Omit all images, then return the remaining material exactly as it stands.

*** Provided data ***

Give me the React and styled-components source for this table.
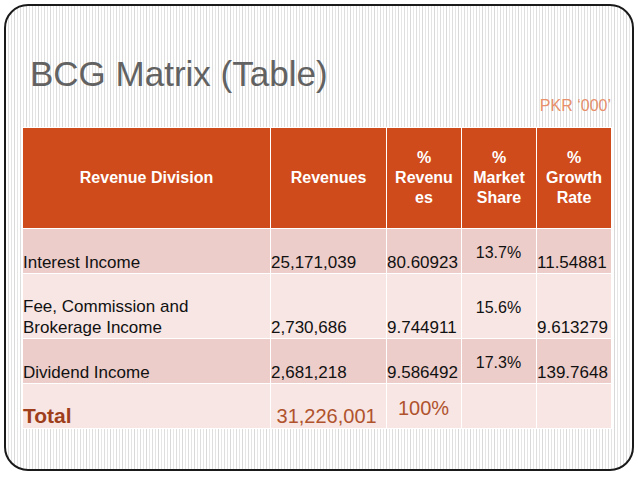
import React from "react";
import styled, { createGlobalStyle } from "styled-components";

const GlobalStyle = createGlobalStyle`
  html, body {
    margin: 0;
    padding: 0;
    background: #fff;
  }
`;

const Slide = styled.div`
  box-sizing: border-box;
  margin: 4px 0 0 4px;
  width: 630px;
  height: 467px;
  border: 2px solid #1a1a1a;
  border-radius: 24px;
  padding: 48px 21px 0 16px;
  display: flex;
  flex-direction: column;
  font-family: "Liberation Sans", Arial, sans-serif;
  background: repeating-linear-gradient(
    90deg,
    #fff 0 2px,
    #dedede 2px 3px,
    #fff 3px 5px,
    #e4e4e4 5px 6px,
    #fff 6px 8px,
    #d9d9d9 8px 9px,
    #fff 9px 11px,
    #e6e6e6 11px 12px
  );
`;

const Title = styled.h1`
  margin: 0 0 0 8px;
  font-size: 35px;
  line-height: 40px;
  font-weight: 400;
  color: #626262;
`;

const Unit = styled.div`
  align-self: flex-end;
  margin: 3px 0 12px;
  font-size: 16px;
  line-height: 18px;
  color: #e8906b;
`;

const Table = styled.table`
  width: 589px;
  border-collapse: collapse;
  table-layout: fixed;
`;

const HeadCell = styled.th`
  height: 100px;
  padding: 0 2px;
  border: 1px solid #fff;
  background: #d04b1b;
  color: #fff;
  font-size: 16px;
  line-height: 20px;
  font-weight: 700;
  text-align: center;
  vertical-align: middle;
`;

const Row = styled.tr`
  background: ${(p) => (p.$dark ? "#edcdca" : "#f7e6e4")};
`;

const Cell = styled.td`
  height: ${(p) => p.$h}px;
  padding: ${(p) => (p.$mid ? "3px 1px 0 0" : "0 1px 0 0")};
  border: 1px solid #fff;
  color: #111;
  font-size: 17px;
  line-height: 21px;
  vertical-align: ${(p) => (p.$mid ? "middle" : "bottom")};
  text-align: ${(p) => (p.$mid ? "center" : "left")};
  white-space: nowrap;
`;

const Share = styled.span`
  font-size: 16px;
`;

const TotalLabel = styled.span`
  font-size: 21px;
  line-height: 24px;
  font-weight: 700;
  color: #9e3e1b;
`;

const TotalValue = styled.span`
  font-size: 20px;
  line-height: 24px;
  color: #b0532d;
`;

const rows = [
  { name: "Interest Income", rev: "25,171,039", pct: "80.60923", share: "13.7%", growth: "11.54881", h: 44 },
  { name: ["Fee, Commission and", "Brokerage Income"], rev: "2,730,686", pct: "9.744911", share: "15.6%", growth: "9.613279", h: 64 },
  { name: "Dividend Income", rev: "2,681,218", pct: "9.586492", share: "17.3%", growth: "139.7648", h: 44 },
];

export default function App() {
  return (
    <>
      <GlobalStyle />
      <Slide>
        <Title>BCG Matrix (Table)</Title>
        <Unit>PKR ‘000’</Unit>
        <Table>
          <colgroup>
            <col style={{ width: 248 }} />
            <col style={{ width: 116 }} />
            <col style={{ width: 75 }} />
            <col style={{ width: 75 }} />
            <col style={{ width: 75 }} />
          </colgroup>
          <thead>
            <tr>
              <HeadCell>Revenue Division</HeadCell>
              <HeadCell>Revenues</HeadCell>
              <HeadCell>%<br />Revenu<br />es</HeadCell>
              <HeadCell>%<br />Market<br />Share</HeadCell>
              <HeadCell>%<br />Growth<br />Rate</HeadCell>
            </tr>
          </thead>
          <tbody>
            {rows.map((r, i) => (
              <Row key={i} $dark={i % 2 === 0}>
                <Cell $h={r.h}>
                  {Array.isArray(r.name) ? (
                    <>
                      {r.name[0]}
                      <br />
                      {r.name[1]}
                    </>
                  ) : (
                    r.name
                  )}
                </Cell>
                <Cell>{r.rev}</Cell>
                <Cell>{r.pct}</Cell>
                <Cell $mid>
                  <Share>{r.share}</Share>
                </Cell>
                <Cell>{r.growth}</Cell>
              </Row>
            ))}
            <Row>
              <Cell $h={44}>
                <TotalLabel>Total</TotalLabel>
              </Cell>
              <Cell>
                <TotalValue>&nbsp;31,226,001</TotalValue>
              </Cell>
              <Cell $mid>
                <TotalValue>100%</TotalValue>
              </Cell>
              <Cell />
              <Cell />
            </Row>
          </tbody>
        </Table>
      </Slide>
    </>
  );
}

***

> _The reply_
Give me the React and styled-components source for this table.
import React from "react";
import styled, { createGlobalStyle } from "styled-components";

const GlobalStyle = createGlobalStyle`
  html, body {
    margin: 0;
    padding: 0;
    background: #fff;
  }
`;

const Slide = styled.div`
  box-sizing: border-box;
  margin: 4px 0 0 4px;
  width: 630px;
  height: 467px;
  border: 2px solid #1a1a1a;
  border-radius: 24px;
  padding: 48px 21px 0 16px;
  display: flex;
  flex-direction: column;
  font-family: "Liberation Sans", Arial, sans-serif;
  background: repeating-linear-gradient(
    90deg,
    #fff 0 2px,
    #dedede 2px 3px,
    #fff 3px 5px,
    #e4e4e4 5px 6px,
    #fff 6px 8px,
    #d9d9d9 8px 9px,
    #fff 9px 11px,
    #e6e6e6 11px 12px
  );
`;

const Title = styled.h1`
  margin: 0 0 0 8px;
  font-size: 35px;
  line-height: 40px;
  font-weight: 400;
  color: #626262;
`;

const Unit = styled.div`
  align-self: flex-end;
  margin: 3px 0 12px;
  font-size: 16px;
  line-height: 18px;
  color: #e8906b;
`;

const Table = styled.table`
  width: 589px;
  border-collapse: collapse;
  table-layout: fixed;
`;

const HeadCell = styled.th`
  height: 100px;
  padding: 0 2px;
  border: 1px solid #fff;
  background: #d04b1b;
  color: #fff;
  font-size: 16px;
  line-height: 20px;
  font-weight: 700;
  text-align: center;
  vertical-align: middle;
`;

const Row = styled.tr`
  background: ${(p) => (p.$dark ? "#edcdca" : "#f7e6e4")};
`;

const Cell = styled.td`
  height: ${(p) => p.$h}px;
  padding: ${(p) => (p.$mid ? "3px 1px 0 0" : "0 1px 0 0")};
  border: 1px solid #fff;
  color: #111;
  font-size: 17px;
  line-height: 21px;
  vertical-align: ${(p) => (p.$mid ? "middle" : "bottom")};
  text-align: ${(p) => (p.$mid ? "center" : "left")};
  white-space: nowrap;
`;

const Share = styled.span`
  font-size: 16px;
`;

const TotalLabel = styled.span`
  font-size: 21px;
  line-height: 24px;
  font-weight: 700;
  color: #9e3e1b;
`;

const TotalValue = styled.span`
  font-size: 20px;
  line-height: 24px;
  color: #b0532d;
`;

const rows = [
  { name: "Interest Income", rev: "25,171,039", pct: "80.60923", share: "13.7%", growth: "11.54881", h: 44 },
  { name: ["Fee, Commission and", "Brokerage Income"], rev: "2,730,686", pct: "9.744911", share: "15.6%", growth: "9.613279", h: 64 },
  { name: "Dividend Income", rev: "2,681,218", pct: "9.586492", share: "17.3%", growth: "139.7648", h: 44 },
];

export default function App() {
  return (
    <>
      <GlobalStyle />
      <Slide>
        <Title>BCG Matrix (Table)</Title>
        <Unit>PKR ‘000’</Unit>
        <Table>
          <colgroup>
            <col style={{ width: 248 }} />
            <col style={{ width: 116 }} />
            <col style={{ width: 75 }} />
            <col style={{ width: 75 }} />
            <col style={{ width: 75 }} />
          </colgroup>
          <thead>
            <tr>
              <HeadCell>Revenue Division</HeadCell>
              <HeadCell>Revenues</HeadCell>
              <HeadCell>%<br />Revenu<br />es</HeadCell>
              <HeadCell>%<br />Market<br />Share</HeadCell>
              <HeadCell>%<br />Growth<br />Rate</HeadCell>
            </tr>
          </thead>
          <tbody>
            {rows.map((r, i) => (
              <Row key={i} $dark={i % 2 === 0}>
                <Cell $h={r.h}>
                  {Array.isArray(r.name) ? (
                    <>
                      {r.name[0]}
                      <br />
                      {r.name[1]}
                    </>
                  ) : (
                    r.name
                  )}
                </Cell>
                <Cell>{r.rev}</Cell>
                <Cell>{r.pct}</Cell>
                <Cell $mid>
                  <Share>{r.share}</Share>
                </Cell>
                <Cell>{r.growth}</Cell>
              </Row>
            ))}
            <Row>
              <Cell $h={44}>
                <TotalLabel>Total</TotalLabel>
              </Cell>
              <Cell>
                <TotalValue>&nbsp;31,226,001</TotalValue>
              </Cell>
              <Cell $mid>
                <TotalValue>100%</TotalValue>
              </Cell>
              <Cell />
              <Cell />
            </Row>
          </tbody>
        </Table>
      </Slide>
    </>
  );
}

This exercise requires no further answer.